Beyond the showcase, ABC 2022 will be focusing on issues that deal with trade, infrastructure, and small businesses. Tariffs are back on the agenda as NMMA fights to get the industry excluded from the China Section-301 tariffs. “We’re going to use this opportunity to emphasize with the Biden administration that there are some trade issues that still linger for us,” Donahue comments.
Hoyt agrees that “trade is going to continue to be a top-tier issue for us at ABC. Beyond that, we’re going to keep talking about infrastructure.” The Water Infrastructure Bill is up for reauthorization in December, so NMMA plans to take full advantage of ABC 2022 to push for “more funding, better resources, better management tools for federal land management agencies that are managing public boating access,” according to Hoyt.
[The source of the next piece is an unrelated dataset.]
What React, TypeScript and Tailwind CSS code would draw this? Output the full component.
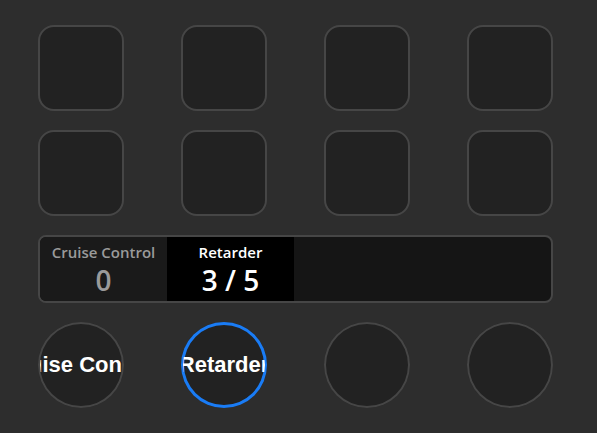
const squares = Array.from({ length: 8 });

const segments = [
  { label: "Cruise Control", value: "0", active: false },
  { label: "Retarder", value: "3 / 5", active: true },
];

const knobs = [
  { label: "Cruise Control", selected: false },
  { label: "Retarder", selected: true },
  { label: "", selected: false },
  { label: "", selected: false },
];

export default function App() {
  return (
    <div className="w-[597px] h-[433px] bg-[#2d2d2d] pl-[38px] pt-[25px] overflow-hidden">
      <div className="grid grid-cols-[repeat(4,86px)] gap-x-[57px] gap-y-[19px] w-[515px]">
        {squares.map((_, i) => (
          <button
            key={i}
            className="w-[86px] h-[86px] rounded-[16px] border-2 border-[#464646] bg-[#222222]"
          />
        ))}

        {/* Status display */}
        <div className="col-span-4 h-[68px] rounded-[8px] border-2 border-[#464646] bg-[#151515] flex overflow-hidden">
          {segments.map((s) => (
            <div
              key={s.label}
              className={`w-[127px] h-full flex flex-col items-center pt-[5px] font-['Open_Sans',sans-serif] ${
                s.active ? "bg-black text-white" : "bg-[#1a1a1a] text-[#9a9a9a]"
              }`}
            >
              <span className="text-[15px] leading-[20px] font-semibold">{s.label}</span>
              <span className="mt-[3px] text-[28px] leading-[30px] font-semibold">{s.value}</span>
            </div>
          ))}
        </div>

        {knobs.map((k, i) => (
          <button
            key={i}
            className={`w-[86px] h-[86px] rounded-full bg-[#222222] flex items-center justify-center ring-inset ${
              k.selected ? "ring-[3px] ring-[#1a7cf5]" : "ring-2 ring-[#464646]"
            }`}
          >
            <div className="w-[82px] h-[82px] rounded-full overflow-hidden flex items-center justify-center">
              <span className="whitespace-nowrap text-white font-bold text-[22px] leading-none font-['Liberation_Sans',Arial,sans-serif]">
                {k.label}
              </span>
            </div>
          </button>
        ))}
      </div>
    </div>
  );
}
NMMA is also focused on the Water Resources and Development Act (WRDA) and the Prepare Act, both of which provide vital funding for different areas of marine infrastructure; the latter provides small businesses with loans to make investments in climate-resilient infrastructure.
While these issues might be familiar, not all pre-pandemic practices could make it into ABC 2022. Due to protocols put in place during the past two years, Capitol Hill visits are not guaranteed.
“If it’s highly likely that we won’t be going up to the Hill, we’ll have to find new ways to go to congressional leaders and their staff,” says Donahue. However, this doesn’t mean that industry movers won’t be able to speak with those on Capitol Hill. It’s very important for legislators to hear from their constituents.
“What really makes for an impactful discussion with policymakers is telling your story,” Hoyt says. She also stresses that you do not have to be an expert in policy and government to make a difference at ABC 2022. “It’s our [NMMA’s] job to be policy experts. At the end of the day, it’s an interpersonal industry, and this kind of advocacy is all about making those connections.”
Now, you may be fired up about ABC 2022, but there are also advocacy opportunities outside of this event as well. Getting involved with NMMA provides many possibilities to get involved with wider issues that impact the marine industry. The Currents newsletter from NMMA goes out daily and is a great way to stay informed on events. Boating United is another great resource.
Callie Hoyt explains, “Boating United is our grassroots advocacy arm. When legislation is at a pivotal point in D.C., we send out action alerts to NMMA members so they can reach out to their representatives directly on these issues.” Advocacy doesn’t begin and end at the American Boating Congress. It is a year-round effort carried out by those hard at work at NMMA, and by industry professionals all over the country. Perhaps some may still be wondering – why all of this? What does American Boating Congress do for the people who center their livelihoods on the water? NMMA constantly works to ensure that your taxes are going towards issues that matter to the industry and to you directly. The American Boating Congress is so effective because it connects industry professionals like you to your representatives in Congress, and it allows policymakers to see the impact of their legislation. The marine industry is uniquely positioned across bipartisan issues. This makes progress readily attainable. “NMMA helped pass the historic Great American Outdoors Act in 2020, at the height of partisanship,” Callie Hoyt comments, “and that really demonstrates how recreation – the industry and the community – has such strong bipartisan support that we’re able to get stuff done.”